Automatic Estimation of Simultaneous Interpreter Performance

  • Authors: Craig Stewart, Nikolai Vogler, Junjie Hu, Jordan Boyd-Graber, Graham Neubig.
  • Time: Wednesday, July 18, 14:15-14:30. ROOM 203/204, MCEC.

Automatic Estimation of Simultaneous Interpreter Performance

Simultaneous interpretation, translation of the spoken word in real-time, is both highly challenging and physically demanding. Methods to predict interpreter confidence and the adequacy of the interpreted message have a number of potential applications, such as in computer-assisted interpretation interfaces or pedagogical tools. We propose the task of predicting simultaneous interpreter performance by building on existing methodology for quality estimation (QE) of machine translation output. In experiments over five settings in three language pairs, we extend a QE pipeline to estimate interpreter performance (as approximated by the METEOR evaluation metric) and propose novel features reflecting interpretation strategy and evaluation measures that further improve prediction accuracy. Code is available here.

Workshop

The Second Workshop on Neural Machine Translation and Generation

Neural sequence to sequence models are now a workhorse behind a wide variety of different natural language processing tasks such as machine translation, generation, summarization and simplification. This workshop aims to provide a forum for research in applications of neural models to machine translation and other language generation tasks (including summarization, NLG from structured data, dialog response generation, among others).
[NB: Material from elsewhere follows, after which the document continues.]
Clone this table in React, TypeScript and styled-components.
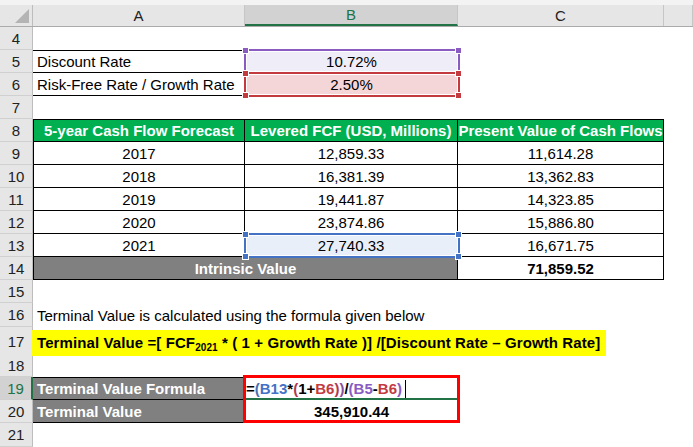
import React from 'react';
import styled, { createGlobalStyle, css } from 'styled-components';

const FONT = `"Liberation Sans", Arial, sans-serif`;
const COLS = '33px 212px 213px 206px 1fr';
const XL_GREEN = '#217346';

const Global = createGlobalStyle`
  html, body { margin: 0; padding: 0; background: #ffffff; }
  body { font-family: ${FONT}; width: 693px; height: 447px; overflow: hidden; }
`;

const Sheet = styled.div`
  display: flex;
  flex-direction: column;
  width: 693px;
  height: 447px;
  overflow: hidden;
  background: #ffffff;
  font-size: 15px;
  color: #000;
`;

const HeaderBar = styled.div`
  display: grid;
  grid-template-columns: ${COLS};
  height: 27px;
  box-sizing: border-box;
  padding-top: 5px;
  background: #f3f3f3;
  border-bottom: 1px solid #ababab;
`;

const Corner = styled.div`
  display: flex;
  justify-content: flex-end;
  align-items: flex-end;
  padding: 0 3px 3px 0;
  background: #e6e6e6;
  border-right: 1px solid #bdbdbd;
  box-sizing: border-box;
`;

const CornerTriangle = styled.div`
  width: 0;
  height: 0;
  border-left: 14px solid transparent;
  border-bottom: 14px solid #b4b4b4;
`;

const ColHead = styled.div<{ $active?: boolean }>`
  display: flex;
  align-items: center;
  justify-content: center;
  box-sizing: border-box;
  background: #e6e6e6;
  border-right: 1px solid #c6c6c6;
  color: #222;
  font-size: 15px;
  ${(p) =>
    p.$active &&
    css`
      background: #d2d2d2;
      color: ${XL_GREEN};
      border-bottom: 2px solid ${XL_GREEN};
    `}
`;

const Row = styled.div<{ $h: number }>`
  display: grid;
  grid-template-columns: ${COLS};
  height: ${(p) => p.$h}px;
  flex: none;
`;

const RowNum = styled.div<{ $active?: boolean }>`
  display: flex;
  align-items: center;
  justify-content: center;
  box-sizing: border-box;
  background: #e6e6e6;
  border-right: 1px solid #bdbdbd;
  border-bottom: 1px solid #d0d0d0;
  color: #222;
  font-size: 15px;
  ${(p) =>
    p.$active &&
    css`
      background: #d2d2d2;
      color: ${XL_GREEN};
      border-right: 2px solid ${XL_GREEN};
    `}
`;

type CellProps = {
  $align?: 'left' | 'center' | 'right';
  $bold?: boolean;
  $bg?: string;
  $color?: string;
  $bt?: boolean;
  $bb?: boolean;
  $bl?: boolean;
  $br?: boolean;
  $span?: number;
  $z?: number;
};

const Cell = styled.div<CellProps>`
  position: relative;
  display: flex;
  align-items: center;
  justify-content: ${(p) =>
    p.$align === 'center' ? 'center' : p.$align === 'right' ? 'flex-end' : 'flex-start'};
  box-sizing: border-box;
  padding: 0 4px;
  white-space: nowrap;
  font-weight: ${(p) => (p.$bold ? 700 : 400)};
  background: ${(p) => p.$bg || 'transparent'};
  color: ${(p) => p.$color || '#000'};
  border-top: ${(p) => (p.$bt ? '1px solid #000' : 'none')};
  border-bottom: ${(p) => (p.$bb ? '1px solid #000' : 'none')};
  border-left: ${(p) => (p.$bl ? '1px solid #000' : 'none')};
  border-right: ${(p) => (p.$br ? '1px solid #000' : 'none')};
  grid-column: span ${(p) => p.$span || 1};
  z-index: ${(p) => p.$z || 0};
`;

const RefBox = styled.div<{ $c: string; $w: number; $h: number; $t: number; $l: number; $bw?: number; $z?: number; $inset?: boolean }>`
  position: absolute;
  top: ${(p) => p.$t}px;
  left: ${(p) => p.$l}px;
  width: ${(p) => p.$w}px;
  height: ${(p) => p.$h}px;
  box-sizing: border-box;
  border: ${(p) => p.$bw || 2}px solid ${(p) => p.$c};
  box-shadow: ${(p) => (p.$inset === false ? 'none' : 'inset 0 0 0 1px #ffffff')};
  z-index: ${(p) => p.$z || 2};
  pointer-events: none;
`;

const Handle = styled.div<{ $c: string; $pos: 'tl' | 'tr' | 'bl' | 'br' }>`
  position: absolute;
  width: 5px;
  height: 5px;
  background: ${(p) => p.$c};
  border: 1px solid #ffffff;
  ${(p) => (p.$pos[0] === 't' ? 'top: -4px;' : 'bottom: -4px;')}
  ${(p) => (p.$pos[1] === 'l' ? 'left: -4px;' : 'right: -4px;')}
`;

const Highlight = styled.span`
  display: inline-block;
  align-self: flex-start;
  margin: 3px 0 0 -5px;
  height: 26px;
  line-height: 26px;
  padding: 0 6px 0 5px;
  background: #ffff00;
  font-weight: 700;
  letter-spacing: 0.1px;
`;

const Sub = styled.sub`
  font-size: 10px;
  vertical-align: -3px;
  line-height: 0;
`;

const Ref = styled.span<{ $c: string }>`
  color: ${(p) => p.$c};
`;

const Caret = styled.span`
  display: inline-block;
  width: 1px;
  height: 18px;
  margin-left: 3px;
  background: #000;
`;

const ActiveLine = styled.div`
  position: absolute;
  left: 1px;
  right: 0;
  bottom: 0;
  height: 2px;
  background: ${XL_GREEN};
`;

const BLUE = '#4472c4';
const RED = '#c33b3f';
const PURPLE = '#8a5cc2';
const TABLE_GREEN = '#00b050';
const GRAY = '#808080';

const tableRows = [
  ['2017', '12,859.33', '11,614.28'],
  ['2018', '16,381.39', '13,362.83'],
  ['2019', '19,441.87', '14,323.85'],
  ['2020', '23,874.86', '15,886.80'],
  ['2021', '27,740.33', '16,671.75'],
];

export default function App() {
  return (
    <>
      <Global />
      <Sheet>
        <HeaderBar>
          <Corner>
            <CornerTriangle />
          </Corner>
          <ColHead>A</ColHead>
          <ColHead $active>B</ColHead>
          <ColHead>C</ColHead>
          <ColHead />
        </HeaderBar>

        <Row $h={23}>
          <RowNum>4</RowNum>
          <Cell />
          <Cell />
          <Cell />
          <Cell />
        </Row>

        <Row $h={23}>
          <RowNum>5</RowNum>
          <Cell $bt $bb>Discount Rate</Cell>
          <Cell $align="center" $bg="#efedf8" $z={2}>
            10.72%
            <RefBox $c={PURPLE} $t={-1} $l={-1} $w={216} $h={25}>
              <Handle $c={PURPLE} $pos="tl" />
              <Handle $c={PURPLE} $pos="tr" />
            </RefBox>
          </Cell>
          <Cell />
          <Cell />
        </Row>

        <Row $h={23}>
          <RowNum>6</RowNum>
          <Cell $bb>Risk-Free Rate / Growth Rate</Cell>
          <Cell $align="center" $bg="#f5d6d8" $z={3}>
            2.50%
            <RefBox $c={RED} $t={-1} $l={-1} $w={216} $h={25} $z={3}>
              <Handle $c={RED} $pos="tl" />
              <Handle $c={RED} $pos="tr" />
              <Handle $c={RED} $pos="bl" />
              <Handle $c={RED} $pos="br" />
            </RefBox>
          </Cell>
          <Cell />
          <Cell />
        </Row>

        <Row $h={23}>
          <RowNum>7</RowNum>
          <Cell />
          <Cell />
          <Cell />
          <Cell />
        </Row>

        <Row $h={23}>
          <RowNum>8</RowNum>
          <Cell $align="center" $bold $bg={TABLE_GREEN} $color="#fff" $bt $bb $bl $br>
            5-year Cash Flow Forecast
          </Cell>
          <Cell $align="center" $bold $bg={TABLE_GREEN} $color="#fff" $bt $bb $br>
            Levered FCF (USD, Millions)
          </Cell>
          <Cell $align="center" $bold $bg={TABLE_GREEN} $color="#fff" $bt $bb $br>
            Present Value of Cash Flows
          </Cell>
          <Cell />
        </Row>

        {tableRows.map(([year, fcf, pv], i) => {
          const selected = i === tableRows.length - 1;
          return (
            <Row $h={23} key={year}>
              <RowNum>{9 + i}</RowNum>
              <Cell $align="center" $bl $br $bb>
                {year}
              </Cell>
              <Cell $align="center" $br $bb $bg={selected ? '#e8eff9' : undefined} $z={selected ? 2 : 0}>
                {fcf}
                {selected && (
                  <RefBox $c={BLUE} $t={-1} $l={-1} $w={216} $h={25}>
                    <Handle $c={BLUE} $pos="tl" />
                    <Handle $c={BLUE} $pos="tr" />
                    <Handle $c={BLUE} $pos="bl" />
                    <Handle $c={BLUE} $pos="br" />
                  </RefBox>
                )}
              </Cell>
              <Cell $align="center" $br $bb>
                {pv}
              </Cell>
              <Cell />
            </Row>
          );
        })}

        <Row $h={23}>
          <RowNum>14</RowNum>
          <Cell $span={2} $align="center" $bold $bg={GRAY} $color="#fff" $bl $br $bb>
            Intrinsic Value
          </Cell>
          <Cell $align="center" $bold $br $bb>
            71,859.52
          </Cell>
          <Cell />
        </Row>

        <Row $h={23}>
          <RowNum>15</RowNum>
          <Cell />
          <Cell />
          <Cell />
          <Cell />
        </Row>

        <Row $h={24}>
          <RowNum>16</RowNum>
          <Cell $span={4}>Terminal Value is calculated using the formula given below</Cell>
        </Row>

        <Row $h={27}>
          <RowNum>17</RowNum>
          <Cell $span={4}>
            <Highlight>
              Terminal Value =[ FCF<Sub>2021</Sub> * ( 1 + Growth Rate )] /[Discount Rate – Growth Rate]
            </Highlight>
          </Cell>
        </Row>

        <Row $h={23}>
          <RowNum>18</RowNum>
          <Cell />
          <Cell />
          <Cell />
          <Cell />
        </Row>

        <Row $h={23}>
          <RowNum $active>19</RowNum>
          <Cell $bold $bg={GRAY} $color="#fff" $bt $bb $br>
            Terminal Value Formula
          </Cell>
          <Cell $bold $z={4} style={{ paddingLeft: 1 }}>
            <span>
              =<Ref $c="#4a6fb0">(</Ref>
              <Ref $c={BLUE}>B13</Ref>*<Ref $c="#b0394f">(</Ref>1+<Ref $c={RED}>B6</Ref>
              <Ref $c="#b0394f">)</Ref>
              <Ref $c="#8a4f9e">)</Ref>/<Ref $c={PURPLE}>(</Ref>
              <Ref $c={PURPLE}>B5</Ref>-<Ref $c={RED}>B6</Ref>
              <Ref $c={PURPLE}>)</Ref>
            </span>
            <Caret />
            <ActiveLine />
            <RefBox $c="#ff0000" $bw={3} $t={-2} $l={-2} $w={217} $h={48} $z={5} $inset={false} />
          </Cell>
          <Cell />
          <Cell />
        </Row>

        <Row $h={23}>
          <RowNum>20</RowNum>
          <Cell $bold $bg={GRAY} $color="#fff" $bb $br>
            Terminal Value
          </Cell>
          <Cell $align="center" $bold>
            345,910.44
          </Cell>
          <Cell />
          <Cell />
        </Row>

        <Row $h={24}>
          <RowNum>21</RowNum>
          <Cell />
          <Cell />
          <Cell />
          <Cell />
        </Row>
      </Sheet>
    </>
  );
}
The workshop features a number of papers on hot topics in neural machine translation, including incorporating linguistic structure, domain adaptation, data augmentation, handling inadequate resources, and analysis of models. It also features a shared task on efficient neural machine translation (NMT), where participants were tasked with creating NMT systems that are both accurate and efficient.